3.3.2.3 The Struggle for Recognition: Social Movements

Scholars have used the concept of “social movements” to capture how individuals take purposeful action to raise awareness of and redress social injustices, including those that are the result of social or structural non-recognition. While a number of social movement scholars have acknowledged that there is no universal definition or example of a social movement, they have nonetheless agreed to a basic framework that requires collective social actors with a similar or shared identity, a perceived injustice,

59

the will to right a particular wrong, and the goal to enact change (e.g. Diani, 1992, 2003; Escobar, 2008; Johnston & Klandermans, 1995; McAdam, McCarthy & Zald; 1996; Tilly, 1998). For example, McAdam et al (1996) have written that at a minimum, individuals “need to feel both aggrieved about some aspect of their lives and optimistic that, acting collectively, they can redress the problem” (p. 5).

Goldstone and Tilly (2001) claimed that social movement participation requires a calculation of opportunities—hope, belief in change, and probability assessment of success—versus threat, which goes before mere costs and risks. Aminzade and McAdam (2002) and Tilly (1998) have observed that a sense of solidarity, shared identities, “weness” and mobilization of emotion are critical. In this regard, the concept can potentially help capture the intersection between 1.5GUY’s shared identities, grievances, and performances.

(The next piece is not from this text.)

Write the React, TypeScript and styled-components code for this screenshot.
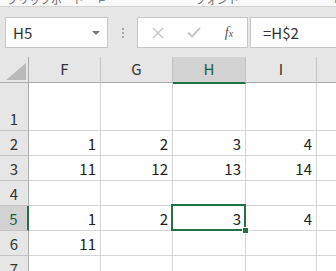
import React, { ReactElement } from "react";
import styled, { createGlobalStyle } from "styled-components";

const GlobalStyle = createGlobalStyle`
  html, body {
    margin: 0;
    padding: 0;
    background: #ffffff;
    overflow: hidden;
  }
  body {
    font-family: "Noto Sans CJK JP", "Liberation Sans", sans-serif;
  }
`;

const cols = ["F", "G", "H", "I", ""];
const colWidths = [72, 72, 73, 71];
const rows: { label: string; values: string[]; tall?: boolean }[] = [
  { label: "1", values: ["", "", "", "", ""], tall: true },
  { label: "2", values: ["1", "2", "3", "4", ""] },
  { label: "3", values: ["11", "12", "13", "14", ""] },
  { label: "4", values: ["", "", "", "", ""] },
  { label: "5", values: ["1", "2", "3", "4", ""] },
  { label: "6", values: ["11", "", "", "", ""] },
  { label: "7", values: ["", "", "", "", ""] },
];
const selCol = 2;
const selRow = 4;

export default function App(): ReactElement {
  return (
    <Main>
      <GlobalStyle />
      <RibbonEdge>
        <RibbonLabel $width={92}>クリップボード</RibbonLabel>
        <RibbonLabel $width={96}>⌐</RibbonLabel>
        <RibbonLabel $width={140}>フォント</RibbonLabel>
        <RibbonLabel $width={8}>⌐</RibbonLabel>
      </RibbonEdge>
      <Toolbar>
        <NameBox>
          <NameText>H5</NameText>
          <DropArrow />
        </NameBox>
        <Grip>
          <span />
          <span />
          <span />
        </Grip>
        <FormulaButtons>
          <ToolIcon>
            <svg width="12" height="12" viewBox="0 0 12 12">
              <path d="M1 1 L11 11 M11 1 L1 11" stroke="#c4c4c4" strokeWidth="1.4" fill="none" />
            </svg>
          </ToolIcon>
          <ToolIcon>
            <svg width="14" height="11" viewBox="0 0 14 11">
              <path d="M1 5.5 L5 9.5 L13 1" stroke="#c4c4c4" strokeWidth="2" fill="none" />
            </svg>
          </ToolIcon>
          <FxIcon>
            f<small>x</small>
          </FxIcon>
        </FormulaButtons>
        <FormulaInput>=H$2</FormulaInput>
      </Toolbar>
      <Sheet>
        <Corner>
          <svg width="20" height="17" viewBox="0 0 20 17">
            <polygon points="20,0 20,17 0,17" fill="#b9b9b9" />
          </svg>
        </Corner>
        {cols.map((c, i) => (
          <ColHeader key={c + i} $selected={i === selCol} $last={i === cols.length - 1}>
            {c}
          </ColHeader>
        ))}
        {rows.map((r, ri) => (
          <React.Fragment key={r.label}>
            <RowHeader $selected={ri === selRow}>{r.label}</RowHeader>
            {r.values.map((v, ci) => (
              <Cell key={ci} $last={ci === cols.length - 1}>
                {v}
                {ri === selRow && ci === selCol && (
                  <Selection>
                    <FillHandle />
                  </Selection>
                )}
              </Cell>
            ))}
          </React.Fragment>
        ))}
      </Sheet>
    </Main>
  );
}

const Main = styled.div`
  width: 336px;
  height: 271px;
  overflow: hidden;
  background: #e6e6e6;
  display: flex;
  flex-direction: column;
`;

const RibbonEdge = styled.div`
  flex: 0 0 auto;
  height: 6px;
  background: #f9f9f9;
  border-bottom: 1px solid #d4d4d4;
  display: flex;
  align-items: flex-end;
  overflow: hidden;
  padding-left: 7px;
`;

const RibbonLabel = styled.div<{ $width: number }>`
  flex: 0 0 ${(p) => p.$width}px;
  font-size: 11px;
  line-height: 11px;
  margin-bottom: 1px;
  color: #666;
  white-space: nowrap;
`;

const Toolbar = styled.div`
  flex: 0 0 50px;
  height: 50px;
  display: flex;
  align-items: flex-start;
  padding: 10px 0 0 5px;
  box-sizing: border-box;
`;

const NameBox = styled.div`
  width: 103px;
  height: 31px;
  box-sizing: border-box;
  background: #fff;
  border: 1px solid #c6c6c6;
  display: flex;
  align-items: center;
  justify-content: space-between;
  padding: 0 7px 0 7px;
`;

const NameText = styled.span`
  font-size: 15px;
  color: #333;
  line-height: 1;
`;

const DropArrow = styled.span`
  width: 0;
  height: 0;
  border-left: 4px solid transparent;
  border-right: 4px solid transparent;
  border-top: 4px solid #777;
`;

const Grip = styled.div`
  width: 29px;
  height: 31px;
  display: flex;
  flex-direction: column;
  align-items: center;
  justify-content: center;
  gap: 2px;
  span {
    width: 2px;
    height: 2px;
    background: #a8a8a8;
  }
`;

const FormulaButtons = styled.div`
  width: 111px;
  height: 31px;
  box-sizing: border-box;
  background: #fff;
  border: 1px solid #c6c6c6;
  display: grid;
  grid-template-columns: 40px 32px 38px;
  align-items: center;
`;

const ToolIcon = styled.span`
  display: flex;
  align-items: center;
  justify-content: center;
`;

const FxIcon = styled.span`
  font-family: "Liberation Serif", serif;
  font-style: italic;
  font-size: 14px;
  color: #555;
  text-align: center;
  small {
    font-size: 10px;
  }
`;

const FormulaInput = styled.div`
  flex: 1;
  margin-left: 2px;
  height: 31px;
  box-sizing: border-box;
  background: #fff;
  border: 1px solid #c6c6c6;
  border-right: none;
  padding-left: 12px;
  display: flex;
  align-items: center;
  font-size: 15px;
  color: #333;
`;

const Sheet = styled.div`
  flex: 1 0 auto;
  background: #fff;
  display: grid;
  grid-template-columns: 29px ${colWidths.map((w) => w + "px").join(" ")} 1fr;
  grid-template-rows: 26px 48px repeat(6, 25px);
  font-size: 15px;
  line-height: 1;
`;

const Corner = styled.div`
  background: #e6e6e6;
  border-right: 1px solid #ababab;
  border-bottom: 1px solid #ababab;
  box-sizing: border-box;
  display: flex;
  align-items: flex-end;
  justify-content: flex-end;
  padding: 0 2px 2px 0;
`;

const ColHeader = styled.div<{ $selected?: boolean; $last?: boolean }>`
  box-sizing: border-box;
  background: ${(p) => (p.$selected ? "#d2d2d2" : "#e6e6e6")};
  border-right: ${(p) => (p.$last ? "none" : "1px solid #c3c3c3")};
  border-bottom: ${(p) => (p.$selected ? "2px solid #217346" : "1px solid #ababab")};
  margin-bottom: ${(p) => (p.$selected ? "-1px" : "0")};
  display: flex;
  align-items: center;
  justify-content: center;
  padding-bottom: 2px;
  color: ${(p) => (p.$selected ? "#1d5e3b" : "#333")};
  font-size: 15px;
  z-index: ${(p) => (p.$selected ? 1 : 0)};
`;

const RowHeader = styled.div<{ $selected?: boolean }>`
  box-sizing: border-box;
  background: ${(p) => (p.$selected ? "#d2d2d2" : "#e6e6e6")};
  border-right: ${(p) => (p.$selected ? "2px solid #217346" : "1px solid #ababab")};
  border-bottom: 1px solid #c3c3c3;
  display: flex;
  align-items: flex-end;
  justify-content: center;
  padding-bottom: 4px;
  color: ${(p) => (p.$selected ? "#1d5e3b" : "#333")};
  font-size: 15px;
`;

const Cell = styled.div<{ $last?: boolean }>`
  position: relative;
  box-sizing: border-box;
  border-right: ${(p) => (p.$last ? "none" : "1px solid #d4d4d4")};
  border-bottom: 1px solid #d4d4d4;
  display: flex;
  align-items: flex-end;
  justify-content: flex-end;
  padding: 0 4px 4px 0;
  color: #222;
  font-size: 15px;
`;

const Selection = styled.div`
  position: absolute;
  left: -2px;
  top: -2px;
  right: -1px;
  bottom: -1px;
  border: 2px solid #217346;
  pointer-events: none;
  z-index: 2;
`;

const FillHandle = styled.div`
  position: absolute;
  right: -5px;
  bottom: -5px;
  width: 5px;
  height: 5px;
  background: #217346;
  border: 1px solid #fff;
`;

Social movement scholars (e.g. McAdam, 2003; McAdam et al., 1996; McAdam & Paulsen, 1993;

Tarrow, 2001) have observed the importance of sentiments in their social movement research, but have also argued that scholarship has focused on external mobilizing structures and framing processes instead of personal, social, and psychological processes. While my aim is not to contribute to social moment research, I note the relatively underexplored relationship between emotions and movement participation, especially in relation to how the 1.5GUY’s social movement participation influences everyday SofB (for an exception, see Benedict Christensen 2015).